WRITTEN REQUEST:
Write out the entire listing below exactly as it appears, minus any pictures.

RECORDED DATA:
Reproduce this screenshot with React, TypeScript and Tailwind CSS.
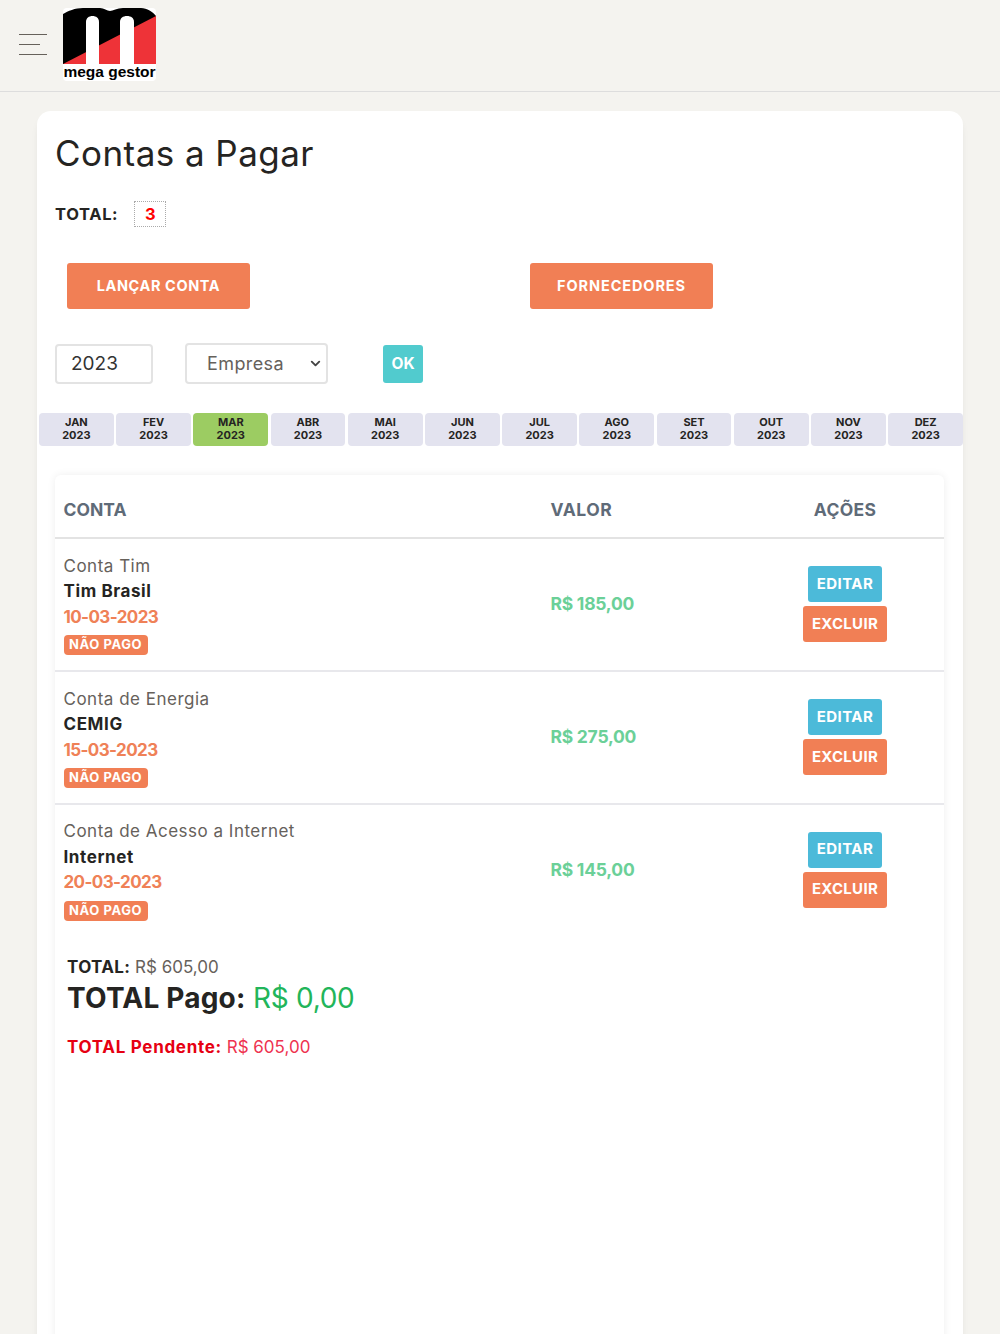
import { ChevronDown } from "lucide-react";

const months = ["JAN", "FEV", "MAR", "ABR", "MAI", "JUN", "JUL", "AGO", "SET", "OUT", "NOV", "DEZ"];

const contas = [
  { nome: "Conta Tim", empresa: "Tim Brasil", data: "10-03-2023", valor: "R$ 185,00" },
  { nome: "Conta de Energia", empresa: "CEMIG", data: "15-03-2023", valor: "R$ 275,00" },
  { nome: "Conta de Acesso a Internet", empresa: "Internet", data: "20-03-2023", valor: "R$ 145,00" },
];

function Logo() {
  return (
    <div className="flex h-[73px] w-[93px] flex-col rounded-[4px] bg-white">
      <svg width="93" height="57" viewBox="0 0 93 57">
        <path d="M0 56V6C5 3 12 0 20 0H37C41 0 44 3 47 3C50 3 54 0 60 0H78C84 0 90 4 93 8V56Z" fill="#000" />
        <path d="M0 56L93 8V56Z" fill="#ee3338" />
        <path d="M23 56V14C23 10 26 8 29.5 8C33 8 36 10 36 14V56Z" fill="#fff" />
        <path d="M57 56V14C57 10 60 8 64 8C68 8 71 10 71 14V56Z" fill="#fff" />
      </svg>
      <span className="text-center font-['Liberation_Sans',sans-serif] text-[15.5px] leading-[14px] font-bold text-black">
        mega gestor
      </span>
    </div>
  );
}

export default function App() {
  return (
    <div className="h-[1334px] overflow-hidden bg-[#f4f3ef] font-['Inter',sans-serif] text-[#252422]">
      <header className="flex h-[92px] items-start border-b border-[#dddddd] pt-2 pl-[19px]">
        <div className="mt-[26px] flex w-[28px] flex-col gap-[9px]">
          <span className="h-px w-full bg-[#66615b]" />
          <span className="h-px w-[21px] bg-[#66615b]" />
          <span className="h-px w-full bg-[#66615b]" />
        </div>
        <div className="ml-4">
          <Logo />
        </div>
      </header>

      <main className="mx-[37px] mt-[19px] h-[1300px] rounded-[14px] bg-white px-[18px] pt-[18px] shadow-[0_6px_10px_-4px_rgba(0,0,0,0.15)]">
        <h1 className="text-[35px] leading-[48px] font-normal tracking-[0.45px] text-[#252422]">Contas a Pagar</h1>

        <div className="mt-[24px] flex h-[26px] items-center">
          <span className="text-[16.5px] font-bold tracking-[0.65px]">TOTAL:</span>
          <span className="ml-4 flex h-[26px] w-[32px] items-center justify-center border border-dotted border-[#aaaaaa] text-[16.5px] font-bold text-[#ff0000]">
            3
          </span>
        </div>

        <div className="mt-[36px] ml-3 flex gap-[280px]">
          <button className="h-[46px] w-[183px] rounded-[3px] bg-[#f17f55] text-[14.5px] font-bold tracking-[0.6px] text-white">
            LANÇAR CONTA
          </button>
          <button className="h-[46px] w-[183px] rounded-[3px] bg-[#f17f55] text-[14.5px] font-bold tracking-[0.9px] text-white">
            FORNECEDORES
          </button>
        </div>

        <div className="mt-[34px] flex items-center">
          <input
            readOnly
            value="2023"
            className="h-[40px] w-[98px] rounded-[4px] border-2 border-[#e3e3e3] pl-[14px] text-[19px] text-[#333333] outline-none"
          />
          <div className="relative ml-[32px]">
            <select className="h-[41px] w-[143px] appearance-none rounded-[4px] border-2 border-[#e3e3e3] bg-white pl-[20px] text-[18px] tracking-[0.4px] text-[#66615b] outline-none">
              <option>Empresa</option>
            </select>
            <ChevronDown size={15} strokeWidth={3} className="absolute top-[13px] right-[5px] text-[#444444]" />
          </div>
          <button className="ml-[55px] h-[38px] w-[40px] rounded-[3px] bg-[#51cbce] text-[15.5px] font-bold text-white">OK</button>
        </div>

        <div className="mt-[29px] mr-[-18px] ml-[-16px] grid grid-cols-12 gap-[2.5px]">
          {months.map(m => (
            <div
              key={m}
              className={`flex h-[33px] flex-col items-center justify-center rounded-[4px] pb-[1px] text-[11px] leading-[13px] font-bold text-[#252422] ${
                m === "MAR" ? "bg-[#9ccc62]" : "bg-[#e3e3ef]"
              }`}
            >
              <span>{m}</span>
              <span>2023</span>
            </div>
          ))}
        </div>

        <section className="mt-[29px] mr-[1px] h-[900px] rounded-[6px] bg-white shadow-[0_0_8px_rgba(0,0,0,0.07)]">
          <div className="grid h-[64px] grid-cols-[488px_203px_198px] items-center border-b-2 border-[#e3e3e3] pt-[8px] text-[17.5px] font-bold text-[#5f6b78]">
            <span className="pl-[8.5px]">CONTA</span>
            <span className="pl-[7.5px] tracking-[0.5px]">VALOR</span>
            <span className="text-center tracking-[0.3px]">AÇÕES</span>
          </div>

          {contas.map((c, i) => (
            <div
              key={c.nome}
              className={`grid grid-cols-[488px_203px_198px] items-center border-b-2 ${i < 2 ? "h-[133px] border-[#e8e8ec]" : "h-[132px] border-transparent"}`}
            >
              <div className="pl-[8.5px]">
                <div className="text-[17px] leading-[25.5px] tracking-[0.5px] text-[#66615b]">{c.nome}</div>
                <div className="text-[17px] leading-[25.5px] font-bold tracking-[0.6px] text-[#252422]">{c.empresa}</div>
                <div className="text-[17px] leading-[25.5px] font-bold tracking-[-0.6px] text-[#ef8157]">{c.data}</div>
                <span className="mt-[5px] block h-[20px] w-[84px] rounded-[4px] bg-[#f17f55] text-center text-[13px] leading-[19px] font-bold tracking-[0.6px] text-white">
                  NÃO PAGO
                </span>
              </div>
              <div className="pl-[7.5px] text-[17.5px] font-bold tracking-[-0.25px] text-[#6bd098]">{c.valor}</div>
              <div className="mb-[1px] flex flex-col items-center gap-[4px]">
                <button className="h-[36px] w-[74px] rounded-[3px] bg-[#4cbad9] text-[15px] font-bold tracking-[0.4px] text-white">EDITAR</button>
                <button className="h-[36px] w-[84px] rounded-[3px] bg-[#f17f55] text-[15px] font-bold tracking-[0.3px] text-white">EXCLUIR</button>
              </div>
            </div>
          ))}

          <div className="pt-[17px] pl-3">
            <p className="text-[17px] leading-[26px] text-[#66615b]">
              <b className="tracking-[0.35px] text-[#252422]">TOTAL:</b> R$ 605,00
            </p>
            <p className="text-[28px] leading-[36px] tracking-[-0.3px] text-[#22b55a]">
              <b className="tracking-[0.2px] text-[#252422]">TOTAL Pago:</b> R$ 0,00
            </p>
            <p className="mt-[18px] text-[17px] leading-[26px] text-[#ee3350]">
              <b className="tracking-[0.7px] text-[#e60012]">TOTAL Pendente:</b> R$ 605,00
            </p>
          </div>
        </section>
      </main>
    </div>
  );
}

PROBLEM SOLUTION:
Reproduce this screenshot with React, TypeScript and Tailwind CSS.
import { ChevronDown } from "lucide-react";

const months = ["JAN", "FEV", "MAR", "ABR", "MAI", "JUN", "JUL", "AGO", "SET", "OUT", "NOV", "DEZ"];

const contas = [
  { nome: "Conta Tim", empresa: "Tim Brasil", data: "10-03-2023", valor: "R$ 185,00" },
  { nome: "Conta de Energia", empresa: "CEMIG", data: "15-03-2023", valor: "R$ 275,00" },
  { nome: "Conta de Acesso a Internet", empresa: "Internet", data: "20-03-2023", valor: "R$ 145,00" },
];

function Logo() {
  return (
    <div className="flex h-[73px] w-[93px] flex-col rounded-[4px] bg-white">
      <svg width="93" height="57" viewBox="0 0 93 57">
        <path d="M0 56V6C5 3 12 0 20 0H37C41 0 44 3 47 3C50 3 54 0 60 0H78C84 0 90 4 93 8V56Z" fill="#000" />
        <path d="M0 56L93 8V56Z" fill="#ee3338" />
        <path d="M23 56V14C23 10 26 8 29.5 8C33 8 36 10 36 14V56Z" fill="#fff" />
        <path d="M57 56V14C57 10 60 8 64 8C68 8 71 10 71 14V56Z" fill="#fff" />
      </svg>
      <span className="text-center font-['Liberation_Sans',sans-serif] text-[15.5px] leading-[14px] font-bold text-black">
        mega gestor
      </span>
    </div>
  );
}

export default function App() {
  return (
    <div className="h-[1334px] overflow-hidden bg-[#f4f3ef] font-['Inter',sans-serif] text-[#252422]">
      <header className="flex h-[92px] items-start border-b border-[#dddddd] pt-2 pl-[19px]">
        <div className="mt-[26px] flex w-[28px] flex-col gap-[9px]">
          <span className="h-px w-full bg-[#66615b]" />
          <span className="h-px w-[21px] bg-[#66615b]" />
          <span className="h-px w-full bg-[#66615b]" />
        </div>
        <div className="ml-4">
          <Logo />
        </div>
      </header>

      <main className="mx-[37px] mt-[19px] h-[1300px] rounded-[14px] bg-white px-[18px] pt-[18px] shadow-[0_6px_10px_-4px_rgba(0,0,0,0.15)]">
        <h1 className="text-[35px] leading-[48px] font-normal tracking-[0.45px] text-[#252422]">Contas a Pagar</h1>

        <div className="mt-[24px] flex h-[26px] items-center">
          <span className="text-[16.5px] font-bold tracking-[0.65px]">TOTAL:</span>
          <span className="ml-4 flex h-[26px] w-[32px] items-center justify-center border border-dotted border-[#aaaaaa] text-[16.5px] font-bold text-[#ff0000]">
            3
          </span>
        </div>

        <div className="mt-[36px] ml-3 flex gap-[280px]">
          <button className="h-[46px] w-[183px] rounded-[3px] bg-[#f17f55] text-[14.5px] font-bold tracking-[0.6px] text-white">
            LANÇAR CONTA
          </button>
          <button className="h-[46px] w-[183px] rounded-[3px] bg-[#f17f55] text-[14.5px] font-bold tracking-[0.9px] text-white">
            FORNECEDORES
          </button>
        </div>

        <div className="mt-[34px] flex items-center">
          <input
            readOnly
            value="2023"
            className="h-[40px] w-[98px] rounded-[4px] border-2 border-[#e3e3e3] pl-[14px] text-[19px] text-[#333333] outline-none"
          />
          <div className="relative ml-[32px]">
            <select className="h-[41px] w-[143px] appearance-none rounded-[4px] border-2 border-[#e3e3e3] bg-white pl-[20px] text-[18px] tracking-[0.4px] text-[#66615b] outline-none">
              <option>Empresa</option>
            </select>
            <ChevronDown size={15} strokeWidth={3} className="absolute top-[13px] right-[5px] text-[#444444]" />
          </div>
          <button className="ml-[55px] h-[38px] w-[40px] rounded-[3px] bg-[#51cbce] text-[15.5px] font-bold text-white">OK</button>
        </div>

        <div className="mt-[29px] mr-[-18px] ml-[-16px] grid grid-cols-12 gap-[2.5px]">
          {months.map(m => (
            <div
              key={m}
              className={`flex h-[33px] flex-col items-center justify-center rounded-[4px] pb-[1px] text-[11px] leading-[13px] font-bold text-[#252422] ${
                m === "MAR" ? "bg-[#9ccc62]" : "bg-[#e3e3ef]"
              }`}
            >
              <span>{m}</span>
              <span>2023</span>
            </div>
          ))}
        </div>

        <section className="mt-[29px] mr-[1px] h-[900px] rounded-[6px] bg-white shadow-[0_0_8px_rgba(0,0,0,0.07)]">
          <div className="grid h-[64px] grid-cols-[488px_203px_198px] items-center border-b-2 border-[#e3e3e3] pt-[8px] text-[17.5px] font-bold text-[#5f6b78]">
            <span className="pl-[8.5px]">CONTA</span>
            <span className="pl-[7.5px] tracking-[0.5px]">VALOR</span>
            <span className="text-center tracking-[0.3px]">AÇÕES</span>
          </div>

          {contas.map((c, i) => (
            <div
              key={c.nome}
              className={`grid grid-cols-[488px_203px_198px] items-center border-b-2 ${i < 2 ? "h-[133px] border-[#e8e8ec]" : "h-[132px] border-transparent"}`}
            >
              <div className="pl-[8.5px]">
                <div className="text-[17px] leading-[25.5px] tracking-[0.5px] text-[#66615b]">{c.nome}</div>
                <div className="text-[17px] leading-[25.5px] font-bold tracking-[0.6px] text-[#252422]">{c.empresa}</div>
                <div className="text-[17px] leading-[25.5px] font-bold tracking-[-0.6px] text-[#ef8157]">{c.data}</div>
                <span className="mt-[5px] block h-[20px] w-[84px] rounded-[4px] bg-[#f17f55] text-center text-[13px] leading-[19px] font-bold tracking-[0.6px] text-white">
                  NÃO PAGO
                </span>
              </div>
              <div className="pl-[7.5px] text-[17.5px] font-bold tracking-[-0.25px] text-[#6bd098]">{c.valor}</div>
              <div className="mb-[1px] flex flex-col items-center gap-[4px]">
                <button className="h-[36px] w-[74px] rounded-[3px] bg-[#4cbad9] text-[15px] font-bold tracking-[0.4px] text-white">EDITAR</button>
                <button className="h-[36px] w-[84px] rounded-[3px] bg-[#f17f55] text-[15px] font-bold tracking-[0.3px] text-white">EXCLUIR</button>
              </div>
            </div>
          ))}

          <div className="pt-[17px] pl-3">
            <p className="text-[17px] leading-[26px] text-[#66615b]">
              <b className="tracking-[0.35px] text-[#252422]">TOTAL:</b> R$ 605,00
            </p>
            <p className="text-[28px] leading-[36px] tracking-[-0.3px] text-[#22b55a]">
              <b className="tracking-[0.2px] text-[#252422]">TOTAL Pago:</b> R$ 0,00
            </p>
            <p className="mt-[18px] text-[17px] leading-[26px] text-[#ee3350]">
              <b className="tracking-[0.7px] text-[#e60012]">TOTAL Pendente:</b> R$ 605,00
            </p>
          </div>
        </section>
      </main>
    </div>
  );
}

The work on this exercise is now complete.